ROMA – In Italia “la ripresa perde slancio, risentendo delle dinamiche internazionali”. E’ quanto si legge nella congiuntura flash di Confindustria. “Il rallentamento – spiega il Csc – durerà ancora almeno fino a fine 2010-inizio 2011, stando all’indice anticipatore Ocse, sceso in agosto (-0,2 punti) per il settimo mese di fila”.
L’Italia, spiega Confindustria, “recupera con più fatica, zavorrata dalla perdita di competitività, dai problemi occupazionali, dai margini delle imprese erosi anche dai rincari delle materie prime e dai tassi in aumento”. Il Csc continua spiegando che la produzione industriale è calata a settembre dello 0,7%, dopo il balzo di agosto (+1,6%). L’aumento nel terzo trimestre (1,9%) è ancora coerente con un incremento del Pil dello 0,5%, ma da maggio il passo e’ sceso al 5,4% annualizzato, dal 7,7% precedente. In agosto forte crescita di ordini (+7,3%) e fatturato (+2,8%) compensa le cadute dei due mesi precedenti.

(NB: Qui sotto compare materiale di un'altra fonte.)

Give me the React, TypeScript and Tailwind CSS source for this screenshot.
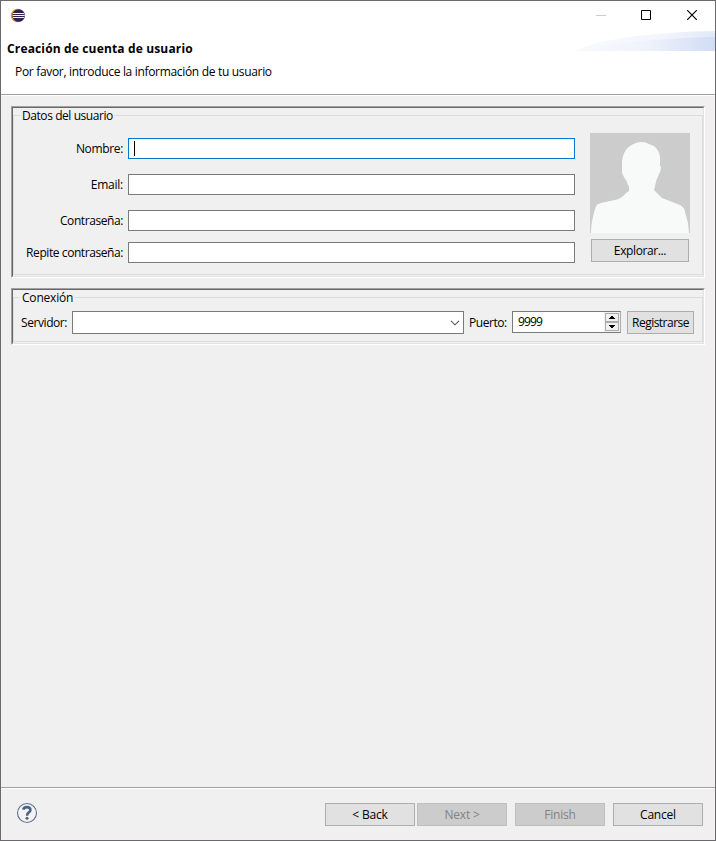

Per il quarto trimestre è atteso un ritmo più modesto, sulla base dei dati qualitativi di settembre. Nel manifatturiero, peggiori i giudizi Isae sugli ordini (saldo a -27, da -23) e stagnanti le attese di produzione; anche nel sondaggio Pmi la componente ordini perde slancio (52,2, da 55,4). Però in settembre sono tornate positive le condizioni per investire. E’ proseguito, prosegue il Centro studi Confindustria, l’altalenante recupero dell’export italiano: in volume +1,8% medio mensile giugno-agosto. Gli ordini esteri (saldo Isae a -27, da -24) preludono a progressi minori. Nell’extra-Ue le vendite a settembre (+2,6% su agosto) sono inferiori a quelle in luglio. Anche gli scambi mondiali sono meno vivaci: in luglio sono scesi dello 0,9%. Il ritardo che ha contraddistinto nel 2009 la ripartenza delle vendite estere italiane rispetto all’export globale si ripropone. Il rallentamento è fisiologico: i recenti ritmi di incremento sono stati molto superiori anche a quelli più vivaci precrisi (+0,5% mensile nel 2006-2007). Ma a ciò si aggiungeranno nei prossimi trimestri gli effetti della perdita di competitività dovuta alla rivalutazione dell’euro, che è stata pari al 5,2% tra giugno e metà ottobre (cambio effettivo nominale).